R was created in the early 1990s by University of Auckland statisticians Ross Ihaka and Robert Gentleman. 

 

Ihaka and Gentleman, both then statistics professors at the New Zealand university, saw what Ihaka called a “common need for a better software environment” in their computer science laboratories. This realization prompted the pair to begin developing R, an implementation of the earlier S programming language. 

 

Although the professors started working on R in the early 90s, version 1.0.0 wasn’t officially released until February 2000. 

What does R’s name mean?

The R language got its name for two reasons: because R is the first letter in the inventors’ names, and because R is a play on the name of its parent language S, which was originally developed by Bell Telephone Laboratories.

R and S and Scheme

To fully understand R, it’s helpful to understand S, the main language that informed its development.

The S programming language 

S was developed in the mid-1970s by John Chambers and others working for Bell Labs.

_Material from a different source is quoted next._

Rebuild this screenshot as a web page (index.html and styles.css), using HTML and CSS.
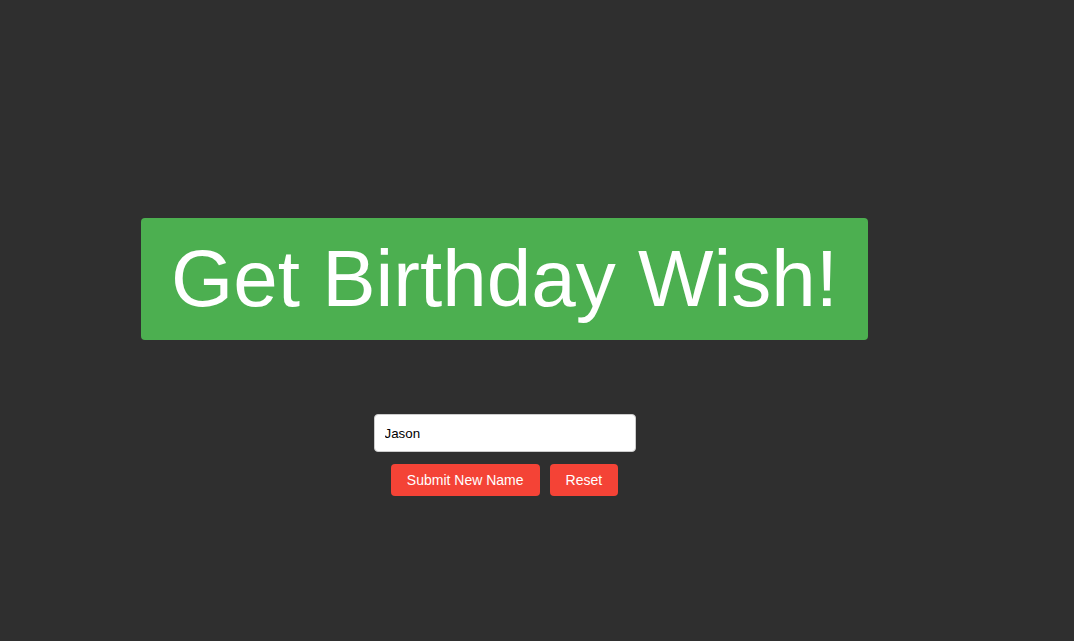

Its purpose was to offer an interactive approach to statistical computing, one that was user-friendly and made data analysis tasks easier and faster. 

 

In a 2013 interview, Chambers notes that the Bell Labs team wanted people to have “access to the best computational methods that existed, regardless of where they had come from.” 

 

He has also said that the team wanted users to “begin in an interactive environment, where they did not consciously think of themselves as programming. Then as their needs became clearer and their sophistication increased, they should be able to slide gradually into programming.”

 

S’s general philosophy was much like R’s: to offer a software environment that facilitates computational programming and statistical analysis, one that anyone can learn to use. 

 

Like R, S can also be used to write longer programs centered on statistical tasks. Unlike R, though, S and its later iteration S-PLUS were licensed products, meaning they had to be purchased from a company.

 

It’s important to note that R is not a distinct language, rather it’s a dialect of S. 

Syntax and semantics

Linguists use the terms syntax and semantics to describe elements of natural languages, and computer scientists have adopted these terms for programming languages too.

 

In computer programming, syntax refers to the rules that dictate a language’s ‘spelling’ and ‘grammar,’ while semantics refers to how a language’s data or commands are presented. 

 

R’s syntax was very similar to that of S in its early years. This made it easy for people using  S-PLUS to change to R, which played a key role in R’s eventual popularity in academia. R’s semantics, however, is closer to that of Scheme, a functional programming language. 

Is R a low or high-level language?

R is a low-level programming language, which means a few different things, including that it’s closer to a machine language than a natural human language. This, combined with its syntactic quirks have given R a reputation for being difficult to learn.

 

There’s a trade-off here: R offers power, extensibility, and flexibility in droves but the ‘cost’ is a certain level of complexity. 

 

Beginners heading to the R help pages for assistance are likely to come away even more confused as these are aimed at an experienced audience.

 

R is not the easiest programming language to learn, but it’s also not as difficult as many would have you believe. DataCamp has been teaching people how to use R for more than a decade and we’ve fine-tuned our methods. 

 

The trick is to focus on the essentials first and then to grow your R skills and knowledge as you progress. If you’d like to try R programming, check out our free Introduction to R course. 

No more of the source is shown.